I wiped out the cluster configuration and started again, but I knew I was also going to need sentinel this time to manage which is the master (I’d looked at it before, but went for cluster instead. Time to read up again).
After getting a master up and running and then adding 2 slaves. I pointed PHP Sessions to all 3 servers (again a mistake). I was hoping (again) that the handler would be sensible enough to connect to each and if it’s a slave (read only) detect that it can’t write and move to the next. It doesn’t. It happily writes errors in the logs for UNKNOWN.
So I need a way for the session handlers to also know which is the current master, and just use this.
My setup is currently 3 MariaDB/redis servers S1, S2 & S3 and 2 Nginx servers N1 & N2.

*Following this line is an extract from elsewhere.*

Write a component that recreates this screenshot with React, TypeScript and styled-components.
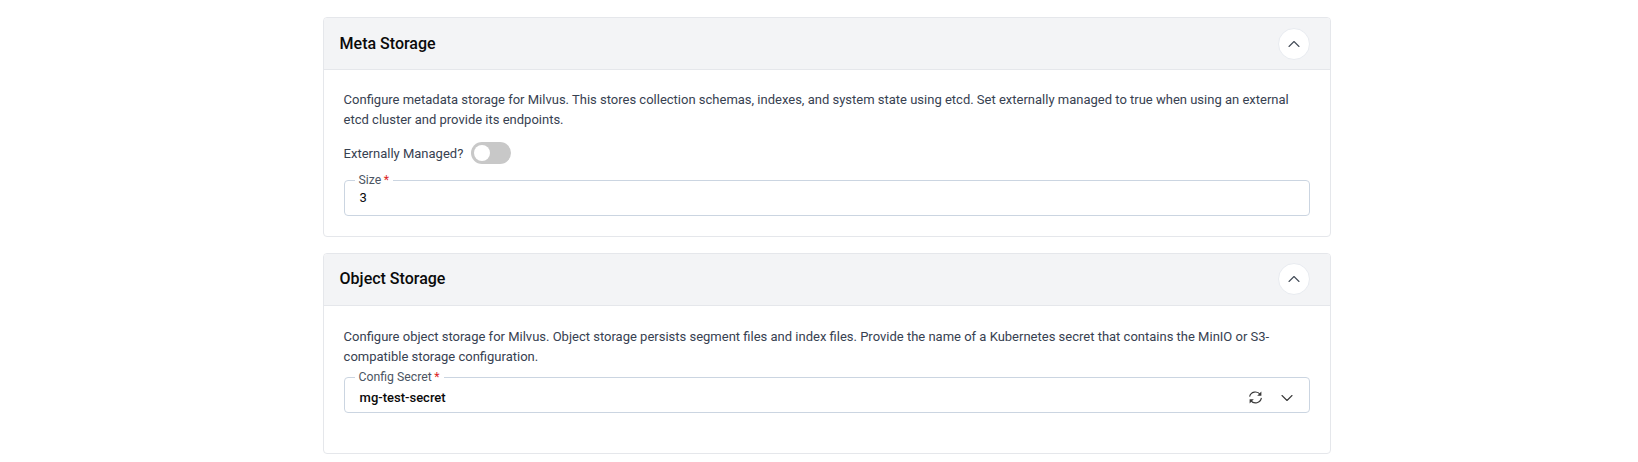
import React from 'react';
import styled, { createGlobalStyle } from 'styled-components';
import { ChevronUp, ChevronDown } from 'lucide-react';

const GlobalStyle = createGlobalStyle`
  html, body {
    margin: 0;
    padding: 0;
    background: #fff;
    font-family: Roboto, "Liberation Sans", sans-serif;
  }
`;

const Page = styled.div`
  width: 1008px;
  margin-left: 322.6px;
  padding-top: 17px;
  display: flex;
  flex-direction: column;
  gap: 16px;
`;

const Card = styled.section`
  border: 1px solid #e5e7eb;
  border-radius: 4px;
  overflow: hidden;
  background: #fff;
`;

const CardHeader = styled.div<{ $lift: number }>`
  height: ${p => 51 - p.$lift}px;
  background: #f3f4f6;
  border-bottom: 1px solid #e5e7eb;
  display: flex;
  align-items: center;
  justify-content: space-between;
  padding: 0 20px ${p => p.$lift}px 16px;
`;

const CardTitle = styled.h3`
  margin: 0;
  font-size: 16px;
  font-weight: 500;
  color: #0a0a0a;
`;

const CollapseButton = styled.button`
  width: 32px;
  height: 32px;
  padding: 0;
  border-radius: 50%;
  border: 1px solid #e8ebf0;
  background: #fff;
  color: #444c58;
  display: flex;
  align-items: center;
  justify-content: center;
`;

const CardBody = styled.div<{ $top: number; $bottom: number }>`
  padding: ${p => p.$top}px 20px ${p => p.$bottom}px 20px;
`;

const Description = styled.p`
  margin: 0;
  font-size: 13px;
  line-height: 20.8px;
  color: #374151;
`;

const SwitchRow = styled.div`
  margin-top: 11px;
  display: flex;
  align-items: center;
  gap: 8px;
  height: 22px;
  font-size: 13px;
  color: #374151;
`;

const SwitchTrack = styled.div`
  width: 40px;
  height: 22px;
  border-radius: 11px;
  background: #c8c8c8;
  padding: 3px;
  box-sizing: border-box;
`;

const SwitchThumb = styled.div`
  width: 16px;
  height: 16px;
  border-radius: 50%;
  background: #fff;
`;

const Field = styled.fieldset<{ $top: number }>`
  margin: ${p => p.$top}px 0 0;
  padding: 0 15px;
  height: 43px;
  box-sizing: border-box;
  border: 1px solid #cbd5e1;
  border-radius: 4px;
  display: block;
  min-width: 0;
`;

const FieldLegend = styled.legend`
  padding: 0 4px;
  margin-left: -5px;
  font-size: 12.25px;
  line-height: 14px;
  height: 14px;
  color: #4b5563;
`;

const Required = styled.span`
  color: #dc2626;
  margin-left: 2.5px;
`;

const FieldRow = styled.div<{ $height: number }>`
  height: ${p => p.$height}px;
  display: flex;
  align-items: center;
  justify-content: space-between;
`;

const FieldValue = styled.span<{ $weight: number }>`
  font-size: 13px;
  font-weight: ${p => p.$weight};
  color: #0a0a0a;
`;

const FieldIcons = styled.div`
  display: flex;
  align-items: center;
  gap: 14px;
  margin-right: -3px;
  color: #3a3a3a;
`;

const RefreshIcon = () => (
  <svg width="15" height="15" viewBox="0 0 15 15" fill="none">
    <path d="M1.6 6.6A6 6 0 0 1 12.2 4.4" stroke="currentColor" strokeWidth="1.1" />
    <path d="M13.4 7.9A6 6 0 0 1 2.8 10.6" stroke="currentColor" strokeWidth="1.1" />
    <path d="M13.4 1.6V5.8H9.2Z" fill="currentColor" />
    <path d="M1.6 13.4V9.2H5.8Z" fill="currentColor" />
  </svg>
);

export default function App() {
  return (
    <>
      <GlobalStyle />
      <Page>
        <Card>
          <CardHeader $lift={0}>
            <CardTitle>Meta Storage</CardTitle>
            <CollapseButton><ChevronUp size={20} strokeWidth={1.3} /></CollapseButton>
          </CardHeader>
          <CardBody $top={19.5} $bottom={20}>
            <Description>
              Configure metadata storage for Milvus. This stores collection schemas, indexes, and system state using etcd. Set externally managed to true when using an external etcd cluster and provide its endpoints.
            </Description>
            <SwitchRow>
              Externally Managed?
              <SwitchTrack><SwitchThumb /></SwitchTrack>
            </SwitchRow>
            <Field $top={9}>
              <FieldLegend>Size<Required>*</Required></FieldLegend>
              <FieldRow $height={20}><FieldValue $weight={400}>3</FieldValue></FieldRow>
            </Field>
          </CardBody>
        </Card>
        <Card>
          <CardHeader $lift={2}>
            <CardTitle>Object Storage</CardTitle>
            <CollapseButton><ChevronUp size={20} strokeWidth={1.3} /></CollapseButton>
          </CardHeader>
          <CardBody $top={20.5} $bottom={39.5}>
            <Description>
              Configure object storage for Milvus. Object storage persists segment files and index files. Provide the name of a Kubernetes secret that contains the MinIO or S3-compatible storage configuration.
            </Description>
            <Field $top={2}>
              <FieldLegend>Config Secret<Required>*</Required></FieldLegend>
              <FieldRow $height={27}>
                <FieldValue $weight={500}>mg-test-secret</FieldValue>
                <FieldIcons>
                  <RefreshIcon />
                  <ChevronDown size={20} strokeWidth={1.3} />
                </FieldIcons>
              </FieldRow>
            </Field>
          </CardBody>
        </Card>
      </Page>
    </>
  );
}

I decided to install redis-sentinel on all 5, with a quorum of 3. The important bit in my sentinel config is:
sentinel client-reconfig-script mymaster /root/SCRIPTS/redis-reconfigure.sh
and the redis-reconfigure.sh script:
#!/bin/bash adddate() { while IFS= read -r line; do echo "$(date) $line" done } addrecord() { echo "## Auto Added REDIS-MASTER ##" >> /etc/hosts echo "$1 REDIS-MASTER" >> /etc/hosts } deleterecord() { sed -i '/REDIS-MASTER/d' /etc/hosts } # <master-name> <role> <state> <from-ip> <from-port> <to-ip> <to-port> # $1 $2 $3 $4 $5 $6 $7 if [ "$#" -eq "7" ]; then if grep -q "REDIS-MASTER" /etc/hosts; then echo "Delete and Re-Add $6 REDIS-MASTER" | adddate >> /var/log/redis/reconfigure.log deleterecord addrecord "$6" else echo "Add $6 REDIS-MASTER" | adddate >> /var/log/redis/reconfigure.log addrecord "$6" fi fi
Basically this script is run whenever the master changes (I need to add some further checks to make sure <role> and <state> are valid, but this is being done for quick testing.
I’ve then changed the session path:
session.save_path = "tcp://REDIS-MASTER:6379"
and again in the pool.d/www.conf:
php_admin_value[session.save_path] = "tcp://REDIS-MASTER:6379"
Quite simply I’m back to using a hosts entry which points at the master. but the good thing (I wasn’t expecting) was I dont have to restart php-fpm for it to detect the change in IP address.
It’s probably not the most elegant way of handling sessions, but it works for me. The whole point in this is to be able to handle spikes in traffic by adding more servers N3, N4, etc. and providing they are sentinels with the script they will each continue to point to the master.
I did think about writing this out as a step by step guide with each configuration I use, but the configs are pretty standard and as it’s a bit more advanced than just installing a single redis to handle sessions, I think the above info should really only be needed by anyone with an idea of what’s where anyway.
I still dont really get why the redis stuff for PHP doesn’t follow what the redis server tells it i.e the data is over there. I suppose it will evolve. If your programming up your own use of redis like the big boys then you’ll be programming for that. I feel like I’m doing something wrong or missing something, I’m certain I’m not the only one who uses redis for PHP sessions across multiple servers behind a load balancer, but there is very little I could find googling beyond those that just drop a single redis instance into place. As this becomes single point of failure it’s pretty bizarre to me that every guide seems to go this way.
If anyone does read this and actually wants a step by step, let me know in the comments.
Just to finish off I’ll give an idea of my current (it’s always changing) topology.
2 Nginx Load Balancers (1 active, 1 standby)
2 Nginx Web Servers with PHP (running syncthing to keep files in sync, I tried Gluster FS which everyone raves about, but I found it crippling so I’m still looking for a better solution).
3 Database Servers (running MariaDB in cluster setup and Redis in 1 Master, 2 Slaves configuration).
1 Monitoring Server (running nagios, checking pings, disk space, processes, ports, users, ram, cpu, MariaDB cluster status, Redis, DB & redis is accisble from Web Servers, vpns, dns and probably a load more).